While Chris concedes that Alan can be "demanding" and "sensitive about friendship," he senses an underlying truth to all of his actions. "His love for family and friends is real. His creativity is real. His passion for writing is real. His sensitivity is real (his bitterness is also real, but can become an act much more easily than his sensitivity can be downplayed). His constant search for self-evaluation, self-improvement, and self-interview is real."

Alan still gets upset over certain things, but the way in which he handles himself is determinedly altered: he no longer lashed out in faux-viciousness. When he feels let-down or betrayed by friends, he retreats within himself, denying them his friendship until he has reconciled their actions.

"Sometimes Alan won't call anyone for days," Alissa confirms. "He'll withdraw from the world. He'll emit an air of surrender ~ like it's not worth trying anymore. His quietness will only be interrupted by spiteful comments if you push too hard."

Despite this rather negative view of him, Alissa has gotten to know him well-enough to see beneath the acting-out. "Alan has been awesome to me. He's welcomed me into his life and given me kick-ass spaghetti sauce when I was sick ~ so, imperfections and all, I love him."

His longest-known friend, and the one person who probably knows Alan better than anyone else, maintains that he has always been "real". Suzie Ko asserts, "Every time we have talks he's always Alan. He takes off the persona of the minute and there he is (the following is not meant literally), bare naked Alan sans the bitchy, self-absorbed, whiny, impatient, "the world has done me wrong" character with the feather boa and a mimosa or whatever it is that is his vice of the minute."

Suzie has seen him through thousands of transformations, and is excited about his upcoming move to Chicago and the search for a writing job. "Happily," she says, "I think that Alan has moved into a more comfortable area of living."

^ ^ ^ ^ ^ ^ ^

There is no happy ending to this story ~ rather, we are left on the edge of hopeful expectation. It could go a number of ways: a young man heads off to a new place and ruins everything he once had, falling into a destructive path of alcoholic madness and emotional mayhem, losing the one man who every truly loved him, and discarding his talent in apathetic abandon ~ or a young man takes a chance, moves to an exciting new city, finds a decent job that creatively challenges him, enriches his life with a special group of friends, and realizes a deep and enduring love with his partner for life.
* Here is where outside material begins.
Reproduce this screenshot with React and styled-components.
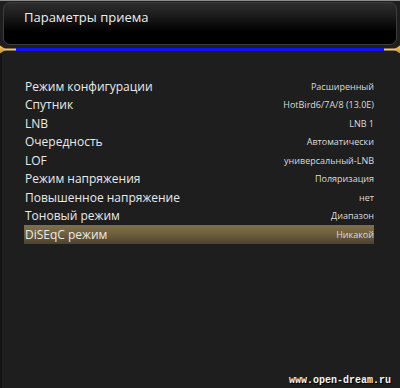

It certainly won't be as clear-cut as that ~ there will most likely be a combination of the two, with Alan striving valiantly for the latter outcome. Whatever the case, one thing will remain the same ~ he will never stay still; there will forever be ways in which to improve, problems to solve, and lessons to be learned.

"I want to read all the great books and listen to cheesy pop music and see amazing theater ~ I want to lay on the beach and see scary movies and go out for sushi ~ I want to sleep-in on rainy Sunday mornings with Paul and watch him on-stage and read my words in a magazine," Alan once said. He has done almost all of it already, and the list is only the beginning.

Not only is he ready for the fun stuff, he is bravely tackling the darker issues of life ~ his own and others'. Rather than living out the worst of human nature as he had done in the past, Alan seems to have translated that into the journey his writing takes, and it is this writing which gives voice to the path he no longer allows himself to take.

"Right now I'm thinking about how easy it is to hurt yourself, not in a bad way (like I want to die), just that it's easy," says Suzie. "It's the strangest experience to crawl into your own head. It's the fastest way to sadness for me, and I never stop it before inflicting pain. And it's one of those things that resists mind control... It seems to me that Alan has a similar downfall. And with all of the differences between us, it sure is nice to know that we share this terrible affliction. Rest assured, we handle these episodes in different ways. Alan acts on things and me... well, I just do nothing at all."

^ ^ ^ ^ ^ ^ ^

He has never done "nothing". Even in silence he conveys strong messages, perhaps more-so than in any amount of verbal rubbish. His fear of being misunderstood brings out his literary skill, and a need to communicate drives his desire to write.

There remain problematic issues which must eventually be addressed (not the least of which are his growing reliance on alcohol and a life-long battle with depression), but for the first time he sees that much of this is in his own hands. This bright realization is a hopeful sign. If he wants it all, it is there for the taking. At last, this is his time, and if the past is any indication of what is to come, Alan will turn out just fine.